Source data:
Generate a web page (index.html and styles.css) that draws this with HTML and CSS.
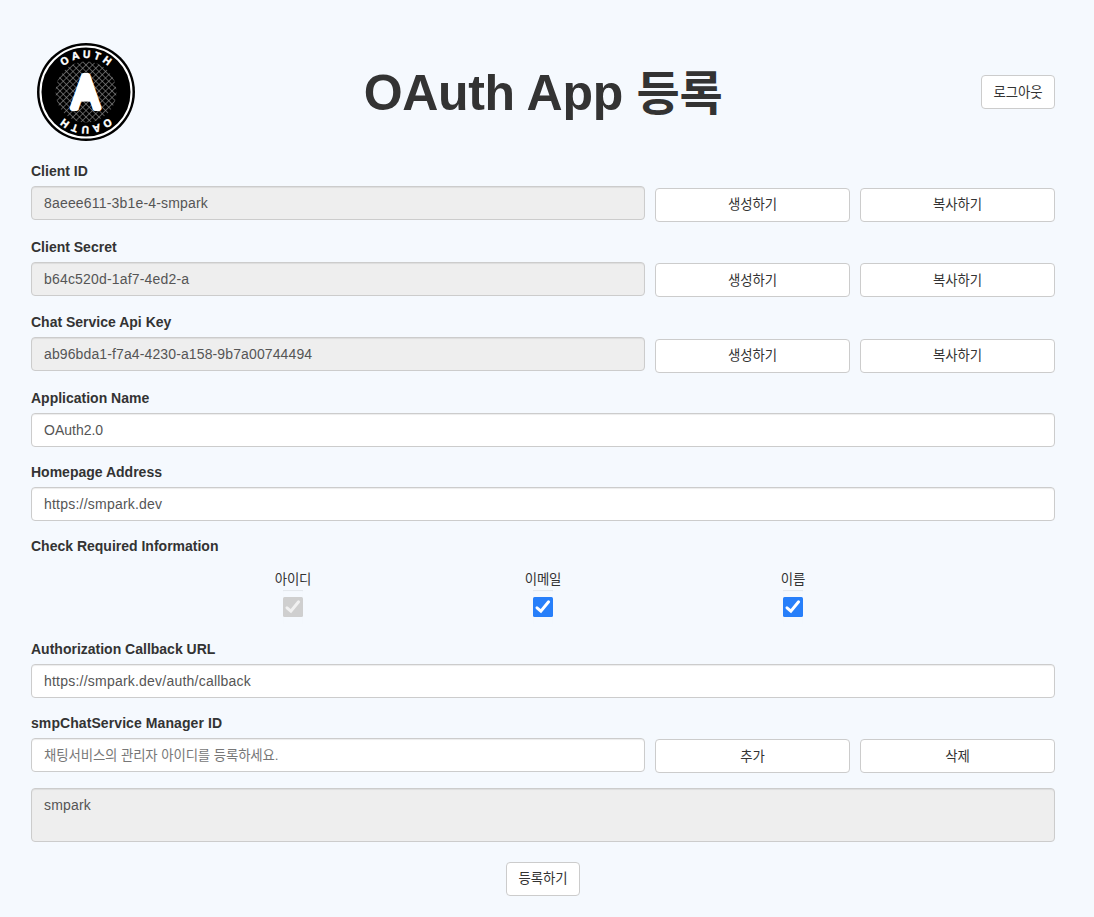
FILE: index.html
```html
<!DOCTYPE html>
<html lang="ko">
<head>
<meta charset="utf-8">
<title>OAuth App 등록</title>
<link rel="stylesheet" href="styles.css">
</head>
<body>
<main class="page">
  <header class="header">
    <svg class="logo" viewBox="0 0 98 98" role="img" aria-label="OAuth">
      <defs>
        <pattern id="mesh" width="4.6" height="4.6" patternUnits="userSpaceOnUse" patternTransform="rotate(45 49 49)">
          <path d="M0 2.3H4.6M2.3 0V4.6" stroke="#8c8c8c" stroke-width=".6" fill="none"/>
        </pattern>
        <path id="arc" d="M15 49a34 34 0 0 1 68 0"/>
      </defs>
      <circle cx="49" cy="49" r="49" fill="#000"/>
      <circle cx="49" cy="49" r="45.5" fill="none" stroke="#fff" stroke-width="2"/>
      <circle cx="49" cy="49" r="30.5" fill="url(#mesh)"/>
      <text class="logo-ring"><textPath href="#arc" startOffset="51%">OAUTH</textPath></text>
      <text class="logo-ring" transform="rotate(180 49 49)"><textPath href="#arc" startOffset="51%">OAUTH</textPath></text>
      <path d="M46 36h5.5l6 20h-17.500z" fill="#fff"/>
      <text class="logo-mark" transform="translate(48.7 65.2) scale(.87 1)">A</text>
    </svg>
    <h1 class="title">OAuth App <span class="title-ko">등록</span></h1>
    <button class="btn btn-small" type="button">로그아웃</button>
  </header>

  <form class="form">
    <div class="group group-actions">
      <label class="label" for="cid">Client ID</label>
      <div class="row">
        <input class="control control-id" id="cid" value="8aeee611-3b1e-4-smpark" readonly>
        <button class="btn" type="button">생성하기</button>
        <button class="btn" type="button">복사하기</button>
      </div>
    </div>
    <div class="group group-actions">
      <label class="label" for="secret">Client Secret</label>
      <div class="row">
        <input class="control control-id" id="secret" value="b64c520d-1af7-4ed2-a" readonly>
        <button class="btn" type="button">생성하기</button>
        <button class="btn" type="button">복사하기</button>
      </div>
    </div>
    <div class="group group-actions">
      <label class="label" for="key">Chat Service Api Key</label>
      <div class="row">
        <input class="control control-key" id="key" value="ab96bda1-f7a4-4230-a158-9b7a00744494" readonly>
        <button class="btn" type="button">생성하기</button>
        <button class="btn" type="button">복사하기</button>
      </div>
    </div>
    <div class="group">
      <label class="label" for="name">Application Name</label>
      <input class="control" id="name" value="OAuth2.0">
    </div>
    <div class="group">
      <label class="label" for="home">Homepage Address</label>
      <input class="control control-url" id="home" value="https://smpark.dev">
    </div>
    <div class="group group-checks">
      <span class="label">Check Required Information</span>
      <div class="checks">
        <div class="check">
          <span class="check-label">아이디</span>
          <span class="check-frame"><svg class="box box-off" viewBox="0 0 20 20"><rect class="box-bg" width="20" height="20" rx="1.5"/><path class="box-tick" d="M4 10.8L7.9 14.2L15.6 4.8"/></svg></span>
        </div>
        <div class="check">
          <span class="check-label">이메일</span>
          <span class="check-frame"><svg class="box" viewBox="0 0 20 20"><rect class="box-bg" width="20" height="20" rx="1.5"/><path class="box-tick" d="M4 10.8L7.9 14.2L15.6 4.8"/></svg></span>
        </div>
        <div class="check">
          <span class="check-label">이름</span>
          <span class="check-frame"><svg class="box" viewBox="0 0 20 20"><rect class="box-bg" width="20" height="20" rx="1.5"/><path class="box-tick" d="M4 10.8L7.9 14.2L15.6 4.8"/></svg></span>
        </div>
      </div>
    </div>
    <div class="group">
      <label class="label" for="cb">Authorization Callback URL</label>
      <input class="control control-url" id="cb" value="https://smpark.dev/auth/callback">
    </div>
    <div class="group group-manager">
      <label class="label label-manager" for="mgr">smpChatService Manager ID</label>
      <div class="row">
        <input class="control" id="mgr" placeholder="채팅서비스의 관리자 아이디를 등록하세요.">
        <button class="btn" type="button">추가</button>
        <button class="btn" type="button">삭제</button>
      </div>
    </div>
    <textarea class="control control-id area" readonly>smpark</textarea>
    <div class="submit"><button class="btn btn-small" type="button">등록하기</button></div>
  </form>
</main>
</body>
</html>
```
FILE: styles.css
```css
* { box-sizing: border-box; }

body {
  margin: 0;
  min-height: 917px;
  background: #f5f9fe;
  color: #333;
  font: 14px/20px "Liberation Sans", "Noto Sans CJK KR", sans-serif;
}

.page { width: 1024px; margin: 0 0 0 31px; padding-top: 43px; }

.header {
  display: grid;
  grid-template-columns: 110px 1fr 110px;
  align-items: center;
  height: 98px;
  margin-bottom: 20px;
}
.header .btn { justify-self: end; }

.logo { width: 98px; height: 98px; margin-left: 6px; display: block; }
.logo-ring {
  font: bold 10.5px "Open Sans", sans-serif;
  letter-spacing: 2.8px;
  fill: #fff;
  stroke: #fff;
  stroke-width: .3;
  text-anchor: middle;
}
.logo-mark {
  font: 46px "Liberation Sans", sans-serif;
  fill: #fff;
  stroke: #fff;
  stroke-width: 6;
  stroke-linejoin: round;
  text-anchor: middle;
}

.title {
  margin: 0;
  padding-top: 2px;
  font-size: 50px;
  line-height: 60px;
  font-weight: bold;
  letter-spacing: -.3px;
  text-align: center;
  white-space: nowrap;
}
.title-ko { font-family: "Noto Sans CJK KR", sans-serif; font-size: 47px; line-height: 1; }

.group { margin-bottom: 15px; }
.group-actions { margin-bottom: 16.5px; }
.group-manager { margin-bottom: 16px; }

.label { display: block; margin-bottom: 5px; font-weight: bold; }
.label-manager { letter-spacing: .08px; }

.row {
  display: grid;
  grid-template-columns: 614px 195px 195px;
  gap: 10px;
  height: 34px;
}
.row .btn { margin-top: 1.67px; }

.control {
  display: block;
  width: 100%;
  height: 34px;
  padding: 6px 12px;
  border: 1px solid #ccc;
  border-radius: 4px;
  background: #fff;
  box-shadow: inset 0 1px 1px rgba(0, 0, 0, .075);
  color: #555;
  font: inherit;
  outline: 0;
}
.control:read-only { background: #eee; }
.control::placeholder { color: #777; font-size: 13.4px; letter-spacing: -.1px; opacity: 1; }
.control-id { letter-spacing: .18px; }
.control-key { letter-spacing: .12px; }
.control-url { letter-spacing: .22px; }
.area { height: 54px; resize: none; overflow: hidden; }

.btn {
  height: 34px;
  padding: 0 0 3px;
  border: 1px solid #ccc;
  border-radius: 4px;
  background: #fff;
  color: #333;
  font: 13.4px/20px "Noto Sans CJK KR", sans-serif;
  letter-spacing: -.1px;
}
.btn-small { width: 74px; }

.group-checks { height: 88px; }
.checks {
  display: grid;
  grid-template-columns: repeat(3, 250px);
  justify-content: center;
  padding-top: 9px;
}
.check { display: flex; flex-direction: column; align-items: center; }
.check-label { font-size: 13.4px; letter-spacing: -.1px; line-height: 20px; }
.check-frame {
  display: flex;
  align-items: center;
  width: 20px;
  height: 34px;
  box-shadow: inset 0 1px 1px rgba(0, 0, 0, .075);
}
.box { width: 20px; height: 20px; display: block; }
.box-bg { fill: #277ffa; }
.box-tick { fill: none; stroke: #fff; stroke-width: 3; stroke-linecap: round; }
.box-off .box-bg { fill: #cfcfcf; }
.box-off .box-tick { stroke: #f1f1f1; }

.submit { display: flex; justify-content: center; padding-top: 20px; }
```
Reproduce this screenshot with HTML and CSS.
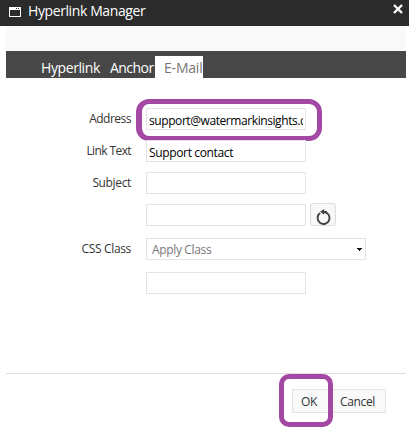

• **GOAL OF THE EXERCISE**
Reproduce the listing above exactly, excluding all pictures.

• **EXERCISE SOLUTION**
Generate a web page (index.html and styles.css) that draws this with HTML and CSS.
FILE: index.html
```html
<!DOCTYPE html>
<html lang="ko">
<head>
<meta charset="utf-8">
<title>OAuth App 등록</title>
<link rel="stylesheet" href="styles.css">
</head>
<body>
<main class="page">
  <header class="header">
    <svg class="logo" viewBox="0 0 98 98" role="img" aria-label="OAuth">
      <defs>
        <pattern id="mesh" width="4.6" height="4.6" patternUnits="userSpaceOnUse" patternTransform="rotate(45 49 49)">
          <path d="M0 2.3H4.6M2.3 0V4.6" stroke="#8c8c8c" stroke-width=".6" fill="none"/>
        </pattern>
        <path id="arc" d="M15 49a34 34 0 0 1 68 0"/>
      </defs>
      <circle cx="49" cy="49" r="49" fill="#000"/>
      <circle cx="49" cy="49" r="45.5" fill="none" stroke="#fff" stroke-width="2"/>
      <circle cx="49" cy="49" r="30.5" fill="url(#mesh)"/>
      <text class="logo-ring"><textPath href="#arc" startOffset="51%">OAUTH</textPath></text>
      <text class="logo-ring" transform="rotate(180 49 49)"><textPath href="#arc" startOffset="51%">OAUTH</textPath></text>
      <path d="M46 36h5.5l6 20h-17.500z" fill="#fff"/>
      <text class="logo-mark" transform="translate(48.7 65.2) scale(.87 1)">A</text>
    </svg>
    <h1 class="title">OAuth App <span class="title-ko">등록</span></h1>
    <button class="btn btn-small" type="button">로그아웃</button>
  </header>

  <form class="form">
    <div class="group group-actions">
      <label class="label" for="cid">Client ID</label>
      <div class="row">
        <input class="control control-id" id="cid" value="8aeee611-3b1e-4-smpark" readonly>
        <button class="btn" type="button">생성하기</button>
        <button class="btn" type="button">복사하기</button>
      </div>
    </div>
    <div class="group group-actions">
      <label class="label" for="secret">Client Secret</label>
      <div class="row">
        <input class="control control-id" id="secret" value="b64c520d-1af7-4ed2-a" readonly>
        <button class="btn" type="button">생성하기</button>
        <button class="btn" type="button">복사하기</button>
      </div>
    </div>
    <div class="group group-actions">
      <label class="label" for="key">Chat Service Api Key</label>
      <div class="row">
        <input class="control control-key" id="key" value="ab96bda1-f7a4-4230-a158-9b7a00744494" readonly>
        <button class="btn" type="button">생성하기</button>
        <button class="btn" type="button">복사하기</button>
      </div>
    </div>
    <div class="group">
      <label class="label" for="name">Application Name</label>
      <input class="control" id="name" value="OAuth2.0">
    </div>
    <div class="group">
      <label class="label" for="home">Homepage Address</label>
      <input class="control control-url" id="home" value="https://smpark.dev">
    </div>
    <div class="group group-checks">
      <span class="label">Check Required Information</span>
      <div class="checks">
        <div class="check">
          <span class="check-label">아이디</span>
          <span class="check-frame"><svg class="box box-off" viewBox="0 0 20 20"><rect class="box-bg" width="20" height="20" rx="1.5"/><path class="box-tick" d="M4 10.8L7.9 14.2L15.6 4.8"/></svg></span>
        </div>
        <div class="check">
          <span class="check-label">이메일</span>
          <span class="check-frame"><svg class="box" viewBox="0 0 20 20"><rect class="box-bg" width="20" height="20" rx="1.5"/><path class="box-tick" d="M4 10.8L7.9 14.2L15.6 4.8"/></svg></span>
        </div>
        <div class="check">
          <span class="check-label">이름</span>
          <span class="check-frame"><svg class="box" viewBox="0 0 20 20"><rect class="box-bg" width="20" height="20" rx="1.5"/><path class="box-tick" d="M4 10.8L7.9 14.2L15.6 4.8"/></svg></span>
        </div>
      </div>
    </div>
    <div class="group">
      <label class="label" for="cb">Authorization Callback URL</label>
      <input class="control control-url" id="cb" value="https://smpark.dev/auth/callback">
    </div>
    <div class="group group-manager">
      <label class="label label-manager" for="mgr">smpChatService Manager ID</label>
      <div class="row">
        <input class="control" id="mgr" placeholder="채팅서비스의 관리자 아이디를 등록하세요.">
        <button class="btn" type="button">추가</button>
        <button class="btn" type="button">삭제</button>
      </div>
    </div>
    <textarea class="control control-id area" readonly>smpark</textarea>
    <div class="submit"><button class="btn btn-small" type="button">등록하기</button></div>
  </form>
</main>
</body>
</html>
```
FILE: styles.css
```css
* { box-sizing: border-box; }

body {
  margin: 0;
  min-height: 917px;
  background: #f5f9fe;
  color: #333;
  font: 14px/20px "Liberation Sans", "Noto Sans CJK KR", sans-serif;
}

.page { width: 1024px; margin: 0 0 0 31px; padding-top: 43px; }

.header {
  display: grid;
  grid-template-columns: 110px 1fr 110px;
  align-items: center;
  height: 98px;
  margin-bottom: 20px;
}
.header .btn { justify-self: end; }

.logo { width: 98px; height: 98px; margin-left: 6px; display: block; }
.logo-ring {
  font: bold 10.5px "Open Sans", sans-serif;
  letter-spacing: 2.8px;
  fill: #fff;
  stroke: #fff;
  stroke-width: .3;
  text-anchor: middle;
}
.logo-mark {
  font: 46px "Liberation Sans", sans-serif;
  fill: #fff;
  stroke: #fff;
  stroke-width: 6;
  stroke-linejoin: round;
  text-anchor: middle;
}

.title {
  margin: 0;
  padding-top: 2px;
  font-size: 50px;
  line-height: 60px;
  font-weight: bold;
  letter-spacing: -.3px;
  text-align: center;
  white-space: nowrap;
}
.title-ko { font-family: "Noto Sans CJK KR", sans-serif; font-size: 47px; line-height: 1; }

.group { margin-bottom: 15px; }
.group-actions { margin-bottom: 16.5px; }
.group-manager { margin-bottom: 16px; }

.label { display: block; margin-bottom: 5px; font-weight: bold; }
.label-manager { letter-spacing: .08px; }

.row {
  display: grid;
  grid-template-columns: 614px 195px 195px;
  gap: 10px;
  height: 34px;
}
.row .btn { margin-top: 1.67px; }

.control {
  display: block;
  width: 100%;
  height: 34px;
  padding: 6px 12px;
  border: 1px solid #ccc;
  border-radius: 4px;
  background: #fff;
  box-shadow: inset 0 1px 1px rgba(0, 0, 0, .075);
  color: #555;
  font: inherit;
  outline: 0;
}
.control:read-only { background: #eee; }
.control::placeholder { color: #777; font-size: 13.4px; letter-spacing: -.1px; opacity: 1; }
.control-id { letter-spacing: .18px; }
.control-key { letter-spacing: .12px; }
.control-url { letter-spacing: .22px; }
.area { height: 54px; resize: none; overflow: hidden; }

.btn {
  height: 34px;
  padding: 0 0 3px;
  border: 1px solid #ccc;
  border-radius: 4px;
  background: #fff;
  color: #333;
  font: 13.4px/20px "Noto Sans CJK KR", sans-serif;
  letter-spacing: -.1px;
}
.btn-small { width: 74px; }

.group-checks { height: 88px; }
.checks {
  display: grid;
  grid-template-columns: repeat(3, 250px);
  justify-content: center;
  padding-top: 9px;
}
.check { display: flex; flex-direction: column; align-items: center; }
.check-label { font-size: 13.4px; letter-spacing: -.1px; line-height: 20px; }
.check-frame {
  display: flex;
  align-items: center;
  width: 20px;
  height: 34px;
  box-shadow: inset 0 1px 1px rgba(0, 0, 0, .075);
}
.box { width: 20px; height: 20px; display: block; }
.box-bg { fill: #277ffa; }
.box-tick { fill: none; stroke: #fff; stroke-width: 3; stroke-linecap: round; }
.box-off .box-bg { fill: #cfcfcf; }
.box-off .box-tick { stroke: #f1f1f1; }

.submit { display: flex; justify-content: center; padding-top: 20px; }
```
Reproduce this screenshot with HTML and CSS.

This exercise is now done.